Note, we expect to allow decomposing objectId into bitfields (e.g., for sampling) in the future. See DM-2889.
Column(s) used in ORDER BY or GROUP BY must appear in SELECT
At the moment we require columns used in ORDER BY or GROUP BY to be listed in SELECT. Example of an invalid query:
SELECT x FROM T ORDER BY y
SELECT y, x FROM T ORDER BY y
Expressions/functions in ORDER BY clauses are not allowed
In SQL92 ORDER BY is limited to actual table columns, thus expressions or functions in ORDER BY are rejected. This is true for Qserv too.
Example of an invalid ORDER BY:
SELECT id, ABS(x) FROM Source ORDER BY ABS(x)
However, one can bypass this by using an alias, for example:
SELECT id, ABS(x) as ax FROM Source ORDER BY ax
Sub-queries are NOT supported
Sub queries are not supported.
Commands that modify tables are disallowed
Commands for creating or modifying tables are disabled. These commands include “INSERT, UPDATE, LOAD INTO, CREATE, ALTER, TRUNCATE, DROP”. We will revisit this as we start adding support for Level 3.
Outer joins are not supported with near-neighbor queries
Qserv does not support LEFT or RIGHT joins with near-neighbor predicates.
MySQL-specific syntax is not supported
MySQL-specific syntax is not supported. Example of unsupported syntax that will be rejected: NAME_CONST.
Repeated column names through * are not supported
Queries with a * that resolves to repeated column name are not supported. Example:
SELECT *, id FROM Object
will fail if the table Object has a column called “id”. Similarly, this query will fail:
SELECT o.*, s.* FROM Object AS o, Source AS s
if both tables Object and Source have a column called “id”.
A workaround would be to select columns explicitly and alias them, e.g.
SELECT o.id AS oId, s.id AS sId FROM Object AS o, Source AS s
“USE INDEX()” is not supported
Qserv will reject query with “USE INDEX” hint.
Variables are not supported
You can’t select into a variable. For example
SELECT scisql_s2CPolyToBin(...) FROM T INTO @poly
will fail. Related story DM-2874.
User Defined Functions
- Qserv installation always comes with a set of predefined user defined functions:
spherical geometry aimed to allow quick answers to the following sorts of questions: * Which points in a table lie inside a region on the sphere? For example, an astronomer might wish to know which stars and galaxies lie inside the region of the sky observed by a single camera CCD. * Which spherical regions in a table contain a particular point?

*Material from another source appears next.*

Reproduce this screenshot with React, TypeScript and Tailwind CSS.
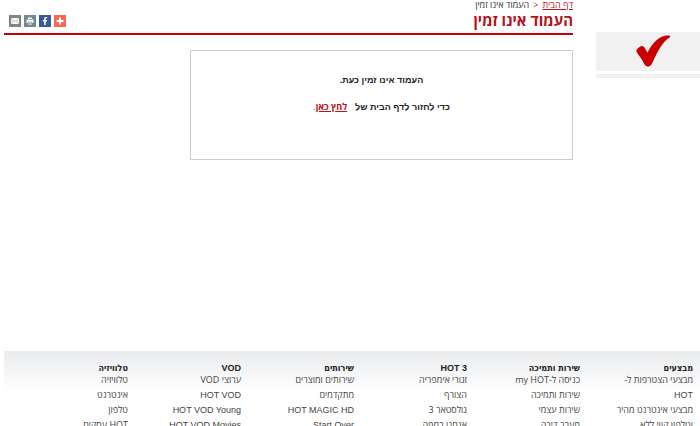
import { FaFacebookF } from 'react-icons/fa'

const columns = [
  { title: 'מבצעים', links: ['מבצעי הצטרפות ל-', 'HOT', 'מבצעי אינטרנט מהיר', 'וטלפון קווי ללא'] },
  { title: 'שירות ותמיכה', links: ['כניסה ל-my HOT', 'שירות ותמיכה', 'שירות עצמי', 'מעבר דירה'] },
  { title: 'HOT 3', links: ['זגורי אימפריה', 'הצורף', 'גולסטאר 3', 'אנחנו במפה'] },
  { title: 'שירותים', links: ['שירותים ומוצרים', 'מתקדמים', 'HOT MAGIC HD', 'Start Over'] },
  { title: 'VOD', links: ['ערוצי VOD', 'HOT VOD', 'HOT VOD Young', 'HOT VOD Movies'] },
  { title: 'טלוויזיה', links: ['טלוויזיה', 'אינטרנט', 'טלפון', 'HOT עסקים'] },
]

const isLatin = (text: string) => /^[ -~]+$/.test(text)

function ShareBar() {
  return (
    <div className="flex gap-[3px]">
      <button type="button" aria-label="שיתוף" className="flex size-3 items-center justify-center bg-[#fb6a50]">
        <svg viewBox="0 0 12 12" className="size-3" fill="#fff">
          <path d="M5 2.500h2V5h2.500v2H7v2.500H5V7H2.500V5H5z" />
        </svg>
      </button>
      <button type="button" aria-label="Facebook" className="flex size-3 items-center justify-center bg-[#3b5998] text-white">
        <FaFacebookF className="size-2" />
      </button>
      <button type="button" aria-label="הדפסה" className="flex size-3 items-center justify-center bg-[#738a8d]">
        <svg viewBox="0 0 12 12" className="size-3">
          <path d="M4 2.500h4v2h1.500v3.500H8v1.500H4V8H2.500V4.500H4z" fill="#fff" />
          <path d="M4 4.500h4M4.500 7h3v1.500h-3z" stroke="#738a8d" strokeWidth=".7" fill="none" />
        </svg>
      </button>
      <button type="button" aria-label="דואר אלקטרוני" className="flex size-3 items-center justify-center bg-[#848484]">
        <svg viewBox="0 0 12 12" className="size-3">
          <path d="M2 3h8v6H2z" fill="#fff" />
          <path d="M2 3.500l4 3 4-3M2 8.500l2.500-2.300M10 8.500L7.500 6.200" stroke="#848484" strokeWidth=".6" fill="none" />
        </svg>
      </button>
    </div>
  )
}

function Sidebar() {
  return (
    <aside className="flex w-[104px] shrink-0 flex-col gap-[3px] pt-8">
      <div className="flex h-[39px] justify-center bg-[#f1f1f1] pt-[3px] pl-[10px]">
        <svg viewBox="0 0 36 32" className="h-8 w-9" fill="#c80000">
          <path d="M1.500 16.500C1 14.500 4 11.500 7 11c2.200-.3 3.600 3.800 5.500 6.500C17 8.500 23.500 1.500 31 .5c2.500-.3 4.500 0 4.200 1.200-.2 1-1.800 1.300-3 2.300C26 9.500 22 18 18 26.500c-2 4.200-3 5.200-5.500 5-2.300-.2-3-2-4.500-5-2-4-5-6.500-6.500-10z" />
        </svg>
      </div>
      <div className="h-1 bg-[#f1f1f1]" />
    </aside>
  )
}

function Footer() {
  return (
    <footer className="ml-1 flex bg-linear-to-b from-[#e9ebec] to-white to-[40px] pt-[11px] pr-[7px] pl-[11px] text-[9px] leading-3">
      {columns.map((column) => (
        <div key={column.title} className="min-w-0 flex-1">
          <h2
            className={
              isLatin(column.title)
                ? "font-['Liberation_Sans',sans-serif] font-bold text-[#222]"
                : "font-['DejaVu_Sans_Condensed','Liberation_Sans',sans-serif] font-bold text-[#222]"
            }
          >
            {column.title}
          </h2>
          <ul>
            {column.links.map((link) => (
              <li key={link} className="h-[15px] whitespace-nowrap text-[#444]">
                <a href="#" className={isLatin(link) ? "font-['Liberation_Sans',sans-serif]" : ''}>
                  {link}
                </a>
              </li>
            ))}
          </ul>
        </div>
      ))}
    </footer>
  )
}

export default function App() {
  return (
    <div dir="rtl" className="bg-white font-['Open_Sans','Liberation_Sans',sans-serif]">
      <div className="flex min-h-[351px] gap-[23px]">
        <Sidebar />
        <main className="min-w-0 flex-1 pl-1">
          <header className="border-b-2 border-[#c80000] pb-1">
            <nav className="flex gap-1 pb-[2px] text-[9px] leading-[10px] text-[#333]">
              <a href="#" className="text-[#c01018] underline">דף הבית</a>
              <span className="text-[#c01018]">&lt;</span>
              <span>העמוד אינו זמין</span>
            </nav>
            <div className="flex items-center justify-between pl-[5px]">
              <h1 className="text-[15px] leading-[17px] font-bold text-[#b5121b]">העמוד אינו זמין</h1>
              <ShareBar />
            </div>
          </header>
          <section className="mt-[15px] h-[110px] w-[383px] border border-[#ccc] pt-[22px] text-center font-['Liberation_Sans',sans-serif] text-[9px] leading-[14px] font-bold text-[#222]">
            <p>העמוד אינו זמין כעת.</p>
            <p className="mt-[13px]">
              כדי לחזור לדף הבית של
              <a href="#" className="ms-2 font-['Open_Sans',sans-serif] text-[#c01018] underline">לחץ כאן</a>
              <span className="font-normal text-[#c01018]">.</span>
            </p>
          </section>
        </main>
      </div>
      <Footer />
    </div>
  )
}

For example, an astronomer might with to know which telescope images overlap the position of interesting object X
photometry, aimed to provide conversions between raw fluxes, calibrated (AB) fluxes and AB magnitudes.
For details, see Science Tools for MySQL.
Example Queries Supported
Counts and simple selections
You can count objects and run simple selections. Few examples:
Count the number of rows in a table
SELECT COUNT(*) FROM Object
Find rows with a particular id
SELECT * FROM Object WHERE objectId = <theId>
Select rows in a given area
SELECT objectId FROM Object WHERE qserv_areaspec_box(1, 35, 2, 38)
Select rows in a given area meeting certain criteria
SELECT COUNT(*) FROM Object WHERE qserv_areaspec_box(0.1, -6, 4, 6) AND x = 3.4 AND y BETWEEN 1 AND 2
Find a row with a particular id
SELECT * FROM Object WHERE objectId = <theId>
Join two tables
SELECT s.ra, s.decl, o.raRange, o.declRange FROM Object o, Source s WHERE o.objectId = <theId> AND o.objectId = s.objectId
SELECT s.ra, s.decl, o.raRange, o.declRange FROM Object o, Source s USING (objectId WHERE o.objectId = <theId>
Find near neighbors in a given region
SELECT o1.objectId AS objId1, o2.objectId AS objId2, scisql_angSep(o1.ra_PS, o1.decl_PS, o2.ra_PS, o2.decl_PS) AS distance FROM Object o1, Object o2 WHERE qserv_areaspec_box(0, 0, 0.2, 1) AND scisql_angSep(o1.ra_PS, o1.decl_PS, o2.ra_PS, o2.decl_PS) < 0.05 AND o1.objectId <> o2.objectId
LIMIT, ORDER BY
Limit results, sort results
SELECT * FROM Object WHERE x > 4 ORDER BY x LIMIT 100
The list of all known / reported problems can be found at: Data Access and Database Team User-facing Bugs.
Selecting by objectId can miss a row
Selecting rows using objectId sometimes does not return rows it should. For details, see: DM-2864.
WHERE objectId BETWEEN fails
As explained above, queries in the form “WHERE objectId BETWEEN” are discouraged. In fact, Qserv will currently return a cryptic message when such query is executed. For details, see DM-2873.
Notes of Performance
Use objectId when selecting sources
If you need to locate a small number of sources, try to use objectId if you can. If you don’t, your query will require an index scan for every chunk of the Source table (which can potentially mean thousands of chunk-queries). For example this query will require it:
SELECT * FROM Source WHERE sourceId = 500
but asking for sources related to a given object, like this one:
SELECT * FROM Source WHERE objectId = 123 AND sourceId = 500
will require an index scan for just a single chunk, and thus will typically be much faster.